== STATED TASK ==
Scan the material and copy every line in which "size" appears.
BEGIN
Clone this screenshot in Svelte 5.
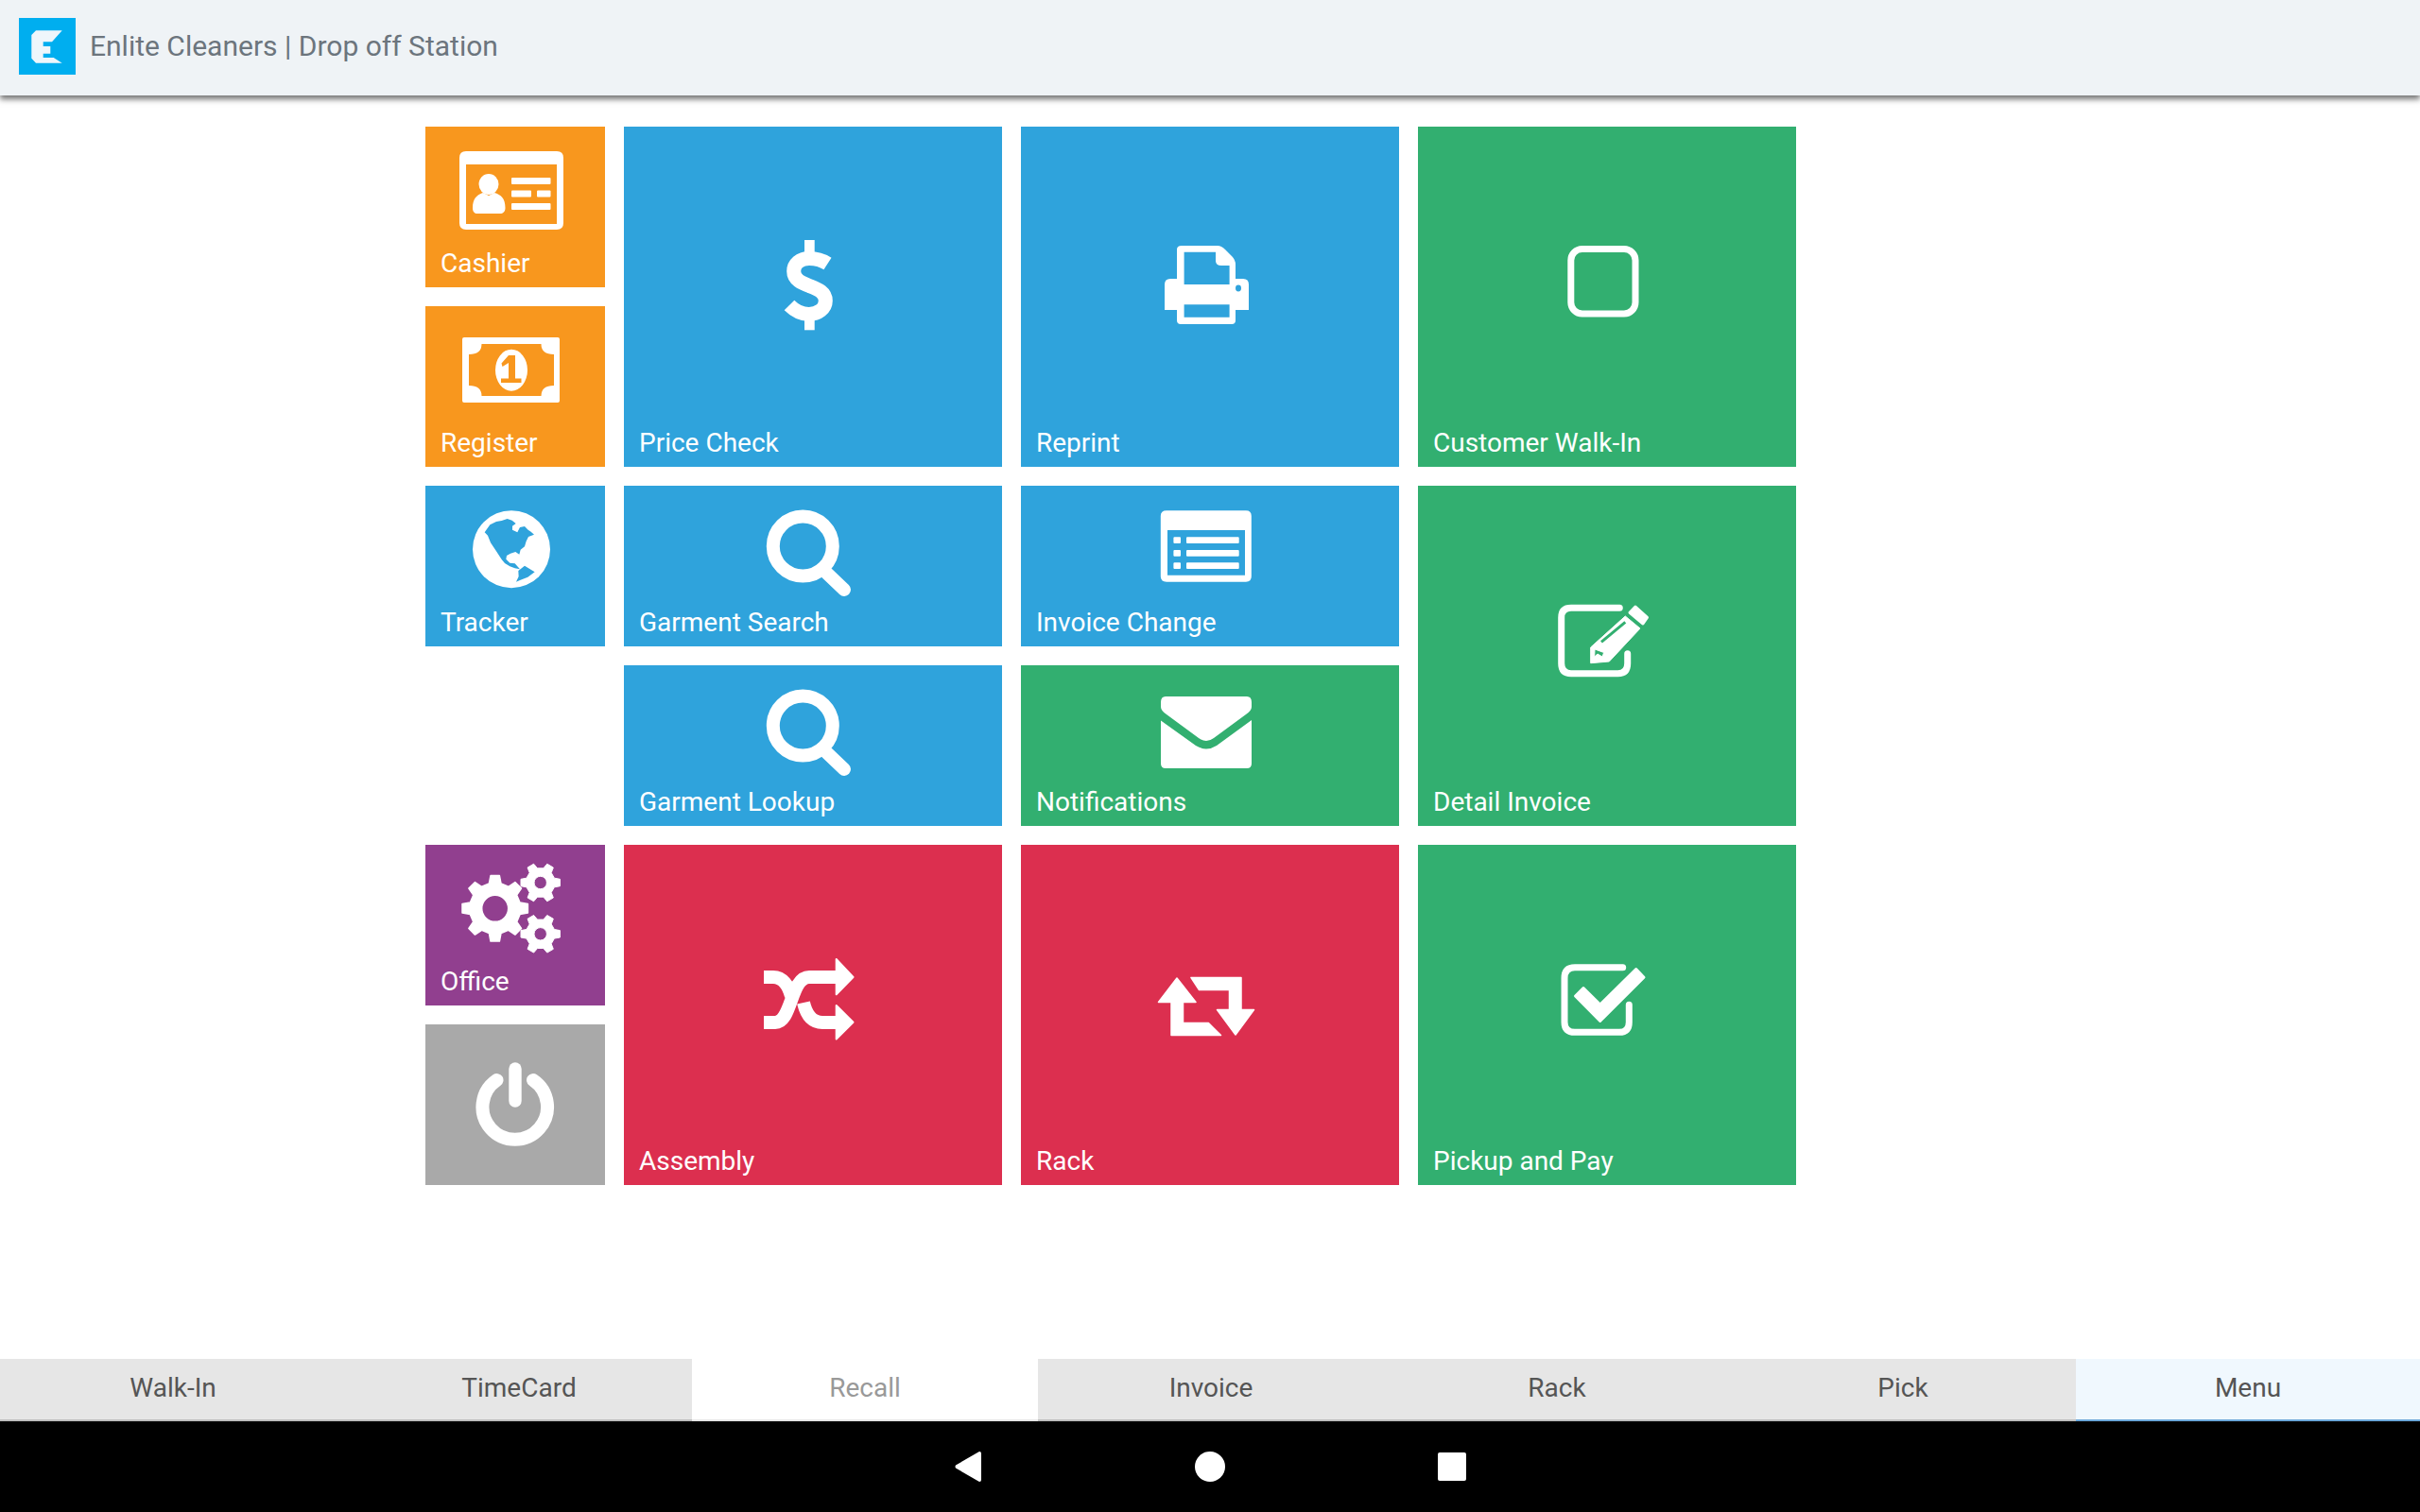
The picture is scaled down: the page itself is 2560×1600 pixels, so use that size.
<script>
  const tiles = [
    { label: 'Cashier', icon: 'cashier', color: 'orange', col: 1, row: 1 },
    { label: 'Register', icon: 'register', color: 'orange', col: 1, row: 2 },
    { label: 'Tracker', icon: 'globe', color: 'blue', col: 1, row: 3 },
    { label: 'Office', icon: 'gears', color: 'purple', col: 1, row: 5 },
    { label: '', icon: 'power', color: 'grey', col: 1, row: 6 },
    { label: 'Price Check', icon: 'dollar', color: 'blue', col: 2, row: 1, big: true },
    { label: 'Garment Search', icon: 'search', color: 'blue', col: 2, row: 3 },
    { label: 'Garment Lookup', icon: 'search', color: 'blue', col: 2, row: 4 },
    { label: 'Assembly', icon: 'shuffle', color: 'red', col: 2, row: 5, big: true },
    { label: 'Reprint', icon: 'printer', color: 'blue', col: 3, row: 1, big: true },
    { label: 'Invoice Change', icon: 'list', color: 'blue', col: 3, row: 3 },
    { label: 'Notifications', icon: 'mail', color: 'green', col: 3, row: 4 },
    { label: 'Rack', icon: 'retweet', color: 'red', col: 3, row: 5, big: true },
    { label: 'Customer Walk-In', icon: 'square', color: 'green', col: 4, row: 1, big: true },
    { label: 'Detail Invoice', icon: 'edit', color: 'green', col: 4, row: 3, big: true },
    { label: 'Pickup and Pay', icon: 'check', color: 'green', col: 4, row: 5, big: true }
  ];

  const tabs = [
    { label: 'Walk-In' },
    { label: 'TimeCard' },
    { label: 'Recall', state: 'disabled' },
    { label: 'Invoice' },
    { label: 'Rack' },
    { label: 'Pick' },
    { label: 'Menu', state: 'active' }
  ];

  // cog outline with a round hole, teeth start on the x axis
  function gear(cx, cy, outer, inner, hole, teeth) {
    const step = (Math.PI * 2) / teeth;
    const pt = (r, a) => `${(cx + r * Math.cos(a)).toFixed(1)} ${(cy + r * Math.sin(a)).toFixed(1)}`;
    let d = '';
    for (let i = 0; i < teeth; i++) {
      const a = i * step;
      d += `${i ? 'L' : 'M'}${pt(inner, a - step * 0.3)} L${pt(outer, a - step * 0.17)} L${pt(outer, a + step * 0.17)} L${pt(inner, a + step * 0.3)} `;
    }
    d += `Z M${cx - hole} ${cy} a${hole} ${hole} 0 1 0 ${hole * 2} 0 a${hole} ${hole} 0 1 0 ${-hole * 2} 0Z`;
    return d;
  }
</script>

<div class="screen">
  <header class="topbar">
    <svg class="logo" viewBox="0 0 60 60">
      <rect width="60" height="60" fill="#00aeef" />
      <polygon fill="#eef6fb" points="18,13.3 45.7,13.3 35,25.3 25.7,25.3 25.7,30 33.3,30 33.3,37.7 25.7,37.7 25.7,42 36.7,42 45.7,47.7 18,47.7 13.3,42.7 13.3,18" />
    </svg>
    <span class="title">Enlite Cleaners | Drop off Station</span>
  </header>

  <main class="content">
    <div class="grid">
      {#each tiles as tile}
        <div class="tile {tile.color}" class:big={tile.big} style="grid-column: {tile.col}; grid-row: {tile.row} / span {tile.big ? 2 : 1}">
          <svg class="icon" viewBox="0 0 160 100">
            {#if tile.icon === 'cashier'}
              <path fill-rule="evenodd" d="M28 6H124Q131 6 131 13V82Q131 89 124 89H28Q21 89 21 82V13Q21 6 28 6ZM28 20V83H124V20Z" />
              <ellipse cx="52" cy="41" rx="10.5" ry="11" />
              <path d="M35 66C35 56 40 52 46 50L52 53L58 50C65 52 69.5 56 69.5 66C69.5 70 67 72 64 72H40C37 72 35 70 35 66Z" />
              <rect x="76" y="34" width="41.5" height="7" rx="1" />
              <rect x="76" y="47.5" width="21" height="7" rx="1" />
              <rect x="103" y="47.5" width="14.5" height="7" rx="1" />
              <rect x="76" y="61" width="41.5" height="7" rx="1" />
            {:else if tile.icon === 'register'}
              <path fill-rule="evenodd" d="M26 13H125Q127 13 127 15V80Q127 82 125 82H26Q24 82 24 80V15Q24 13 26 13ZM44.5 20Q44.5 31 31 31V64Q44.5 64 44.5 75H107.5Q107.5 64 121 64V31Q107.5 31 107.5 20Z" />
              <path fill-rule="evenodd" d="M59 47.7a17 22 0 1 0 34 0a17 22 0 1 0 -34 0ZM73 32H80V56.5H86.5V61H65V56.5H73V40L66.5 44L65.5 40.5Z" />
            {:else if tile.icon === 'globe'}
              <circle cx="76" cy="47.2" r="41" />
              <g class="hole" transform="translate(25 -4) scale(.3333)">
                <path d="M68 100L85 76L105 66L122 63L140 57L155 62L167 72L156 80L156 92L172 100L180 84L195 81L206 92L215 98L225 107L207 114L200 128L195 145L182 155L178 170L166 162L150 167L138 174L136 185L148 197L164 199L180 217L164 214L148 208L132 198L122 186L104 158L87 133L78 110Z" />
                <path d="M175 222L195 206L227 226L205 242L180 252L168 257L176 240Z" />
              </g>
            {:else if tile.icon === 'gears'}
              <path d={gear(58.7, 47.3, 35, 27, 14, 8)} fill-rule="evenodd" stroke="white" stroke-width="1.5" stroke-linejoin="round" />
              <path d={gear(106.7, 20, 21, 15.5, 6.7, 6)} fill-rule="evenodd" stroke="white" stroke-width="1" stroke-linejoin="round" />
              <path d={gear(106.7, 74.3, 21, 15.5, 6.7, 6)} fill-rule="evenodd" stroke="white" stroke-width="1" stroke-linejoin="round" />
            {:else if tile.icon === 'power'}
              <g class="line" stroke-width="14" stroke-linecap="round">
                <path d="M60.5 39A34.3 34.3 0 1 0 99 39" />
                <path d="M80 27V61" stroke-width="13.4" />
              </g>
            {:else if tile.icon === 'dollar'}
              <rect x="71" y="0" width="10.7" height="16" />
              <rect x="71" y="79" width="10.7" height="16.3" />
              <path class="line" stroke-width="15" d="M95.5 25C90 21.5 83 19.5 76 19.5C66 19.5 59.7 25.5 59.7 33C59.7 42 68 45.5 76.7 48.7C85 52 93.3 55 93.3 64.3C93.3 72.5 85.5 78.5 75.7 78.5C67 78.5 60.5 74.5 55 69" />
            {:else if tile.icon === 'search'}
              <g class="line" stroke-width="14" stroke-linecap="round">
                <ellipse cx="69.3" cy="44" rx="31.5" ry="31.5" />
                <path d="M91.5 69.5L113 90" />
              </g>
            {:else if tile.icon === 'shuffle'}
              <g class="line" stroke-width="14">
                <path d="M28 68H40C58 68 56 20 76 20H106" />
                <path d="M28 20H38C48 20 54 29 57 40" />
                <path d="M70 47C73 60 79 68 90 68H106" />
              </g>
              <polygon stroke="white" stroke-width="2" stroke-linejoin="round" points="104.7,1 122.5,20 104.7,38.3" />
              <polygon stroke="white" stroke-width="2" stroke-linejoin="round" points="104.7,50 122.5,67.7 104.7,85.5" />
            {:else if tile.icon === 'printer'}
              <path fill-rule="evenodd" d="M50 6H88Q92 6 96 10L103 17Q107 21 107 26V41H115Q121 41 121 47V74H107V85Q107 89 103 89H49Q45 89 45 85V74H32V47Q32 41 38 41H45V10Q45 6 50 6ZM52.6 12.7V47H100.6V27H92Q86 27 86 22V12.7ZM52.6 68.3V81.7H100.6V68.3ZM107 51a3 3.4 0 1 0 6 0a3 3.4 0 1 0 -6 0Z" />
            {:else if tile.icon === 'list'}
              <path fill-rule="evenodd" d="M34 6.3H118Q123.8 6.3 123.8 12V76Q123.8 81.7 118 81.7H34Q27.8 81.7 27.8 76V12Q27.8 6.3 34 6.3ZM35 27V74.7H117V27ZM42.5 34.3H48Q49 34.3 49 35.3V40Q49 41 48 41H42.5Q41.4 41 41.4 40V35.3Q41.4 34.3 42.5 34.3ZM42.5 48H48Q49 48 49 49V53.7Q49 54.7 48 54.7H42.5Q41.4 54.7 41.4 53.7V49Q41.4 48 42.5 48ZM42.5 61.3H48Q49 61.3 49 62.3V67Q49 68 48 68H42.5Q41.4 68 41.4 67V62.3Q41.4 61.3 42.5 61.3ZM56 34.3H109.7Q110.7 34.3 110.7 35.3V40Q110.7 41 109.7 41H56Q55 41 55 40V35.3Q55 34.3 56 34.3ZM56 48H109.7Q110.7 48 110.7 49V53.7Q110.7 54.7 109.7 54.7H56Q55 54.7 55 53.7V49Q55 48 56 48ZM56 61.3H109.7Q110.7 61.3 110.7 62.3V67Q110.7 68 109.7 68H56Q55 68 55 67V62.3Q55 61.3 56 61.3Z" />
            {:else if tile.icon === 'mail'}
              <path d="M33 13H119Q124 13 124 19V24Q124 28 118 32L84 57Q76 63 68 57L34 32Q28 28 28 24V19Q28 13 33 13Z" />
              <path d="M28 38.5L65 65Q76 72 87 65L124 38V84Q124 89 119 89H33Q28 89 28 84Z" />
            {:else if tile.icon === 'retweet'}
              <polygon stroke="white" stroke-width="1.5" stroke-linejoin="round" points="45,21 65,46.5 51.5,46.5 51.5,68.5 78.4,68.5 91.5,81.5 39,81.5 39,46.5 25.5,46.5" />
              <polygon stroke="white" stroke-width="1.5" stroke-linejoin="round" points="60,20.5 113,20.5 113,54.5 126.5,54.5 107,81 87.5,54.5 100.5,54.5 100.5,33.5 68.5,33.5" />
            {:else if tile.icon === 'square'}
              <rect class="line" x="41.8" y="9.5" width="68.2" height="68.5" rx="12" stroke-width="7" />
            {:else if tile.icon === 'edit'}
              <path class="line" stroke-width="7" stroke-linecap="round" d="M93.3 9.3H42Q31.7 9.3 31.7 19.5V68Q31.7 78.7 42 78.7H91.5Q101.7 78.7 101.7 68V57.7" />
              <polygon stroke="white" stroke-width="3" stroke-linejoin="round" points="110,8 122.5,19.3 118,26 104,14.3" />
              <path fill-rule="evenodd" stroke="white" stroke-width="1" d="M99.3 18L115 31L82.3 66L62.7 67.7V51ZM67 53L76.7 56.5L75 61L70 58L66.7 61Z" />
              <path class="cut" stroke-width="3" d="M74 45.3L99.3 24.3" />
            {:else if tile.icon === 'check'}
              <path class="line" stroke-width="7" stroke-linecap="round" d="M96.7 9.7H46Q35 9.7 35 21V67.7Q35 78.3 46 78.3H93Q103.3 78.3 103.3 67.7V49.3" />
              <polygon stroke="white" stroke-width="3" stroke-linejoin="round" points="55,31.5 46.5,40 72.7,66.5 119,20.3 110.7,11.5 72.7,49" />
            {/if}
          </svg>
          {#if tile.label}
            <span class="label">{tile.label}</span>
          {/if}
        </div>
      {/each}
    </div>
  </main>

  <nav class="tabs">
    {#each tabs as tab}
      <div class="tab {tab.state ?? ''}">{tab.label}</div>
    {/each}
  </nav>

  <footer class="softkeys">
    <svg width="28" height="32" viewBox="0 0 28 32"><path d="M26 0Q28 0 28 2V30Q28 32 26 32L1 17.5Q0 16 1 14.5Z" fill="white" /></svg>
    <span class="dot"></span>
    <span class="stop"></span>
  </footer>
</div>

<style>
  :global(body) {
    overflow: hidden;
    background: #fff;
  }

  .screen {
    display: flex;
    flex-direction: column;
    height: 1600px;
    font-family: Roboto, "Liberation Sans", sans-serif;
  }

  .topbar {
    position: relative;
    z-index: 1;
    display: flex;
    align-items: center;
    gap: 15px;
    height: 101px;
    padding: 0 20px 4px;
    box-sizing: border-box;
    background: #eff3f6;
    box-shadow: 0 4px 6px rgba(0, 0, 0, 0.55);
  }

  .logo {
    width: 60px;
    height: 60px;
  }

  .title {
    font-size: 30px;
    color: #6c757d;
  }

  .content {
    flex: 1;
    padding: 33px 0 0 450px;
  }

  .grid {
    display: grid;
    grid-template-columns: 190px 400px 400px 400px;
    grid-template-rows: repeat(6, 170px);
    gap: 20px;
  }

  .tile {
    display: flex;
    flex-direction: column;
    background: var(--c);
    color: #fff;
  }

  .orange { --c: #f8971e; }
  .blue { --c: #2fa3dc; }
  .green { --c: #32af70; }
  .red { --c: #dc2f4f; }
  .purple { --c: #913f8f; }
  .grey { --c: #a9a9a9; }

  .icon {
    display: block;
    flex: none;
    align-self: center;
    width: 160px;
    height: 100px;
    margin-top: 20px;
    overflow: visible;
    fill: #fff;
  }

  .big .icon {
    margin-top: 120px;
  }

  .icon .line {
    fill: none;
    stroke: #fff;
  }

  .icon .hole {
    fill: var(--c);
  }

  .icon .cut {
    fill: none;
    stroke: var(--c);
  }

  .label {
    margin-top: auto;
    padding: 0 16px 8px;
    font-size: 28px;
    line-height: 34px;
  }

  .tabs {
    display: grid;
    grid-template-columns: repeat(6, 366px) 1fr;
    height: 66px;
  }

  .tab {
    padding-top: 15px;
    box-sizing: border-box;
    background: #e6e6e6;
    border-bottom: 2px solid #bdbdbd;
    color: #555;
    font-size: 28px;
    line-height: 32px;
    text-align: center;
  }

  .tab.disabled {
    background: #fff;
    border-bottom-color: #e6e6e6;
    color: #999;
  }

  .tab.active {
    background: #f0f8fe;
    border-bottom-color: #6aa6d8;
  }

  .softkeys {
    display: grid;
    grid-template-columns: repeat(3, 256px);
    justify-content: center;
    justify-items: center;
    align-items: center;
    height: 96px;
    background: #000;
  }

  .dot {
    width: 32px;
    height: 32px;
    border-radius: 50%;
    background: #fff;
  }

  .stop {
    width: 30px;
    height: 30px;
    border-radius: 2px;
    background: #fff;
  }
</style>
END
== ANSWER IN FULL ==
The picture is scaled down: the page itself is 2560×1600 pixels, so use that size.
    font-size: 30px;
    font-size: 28px;
    font-size: 28px;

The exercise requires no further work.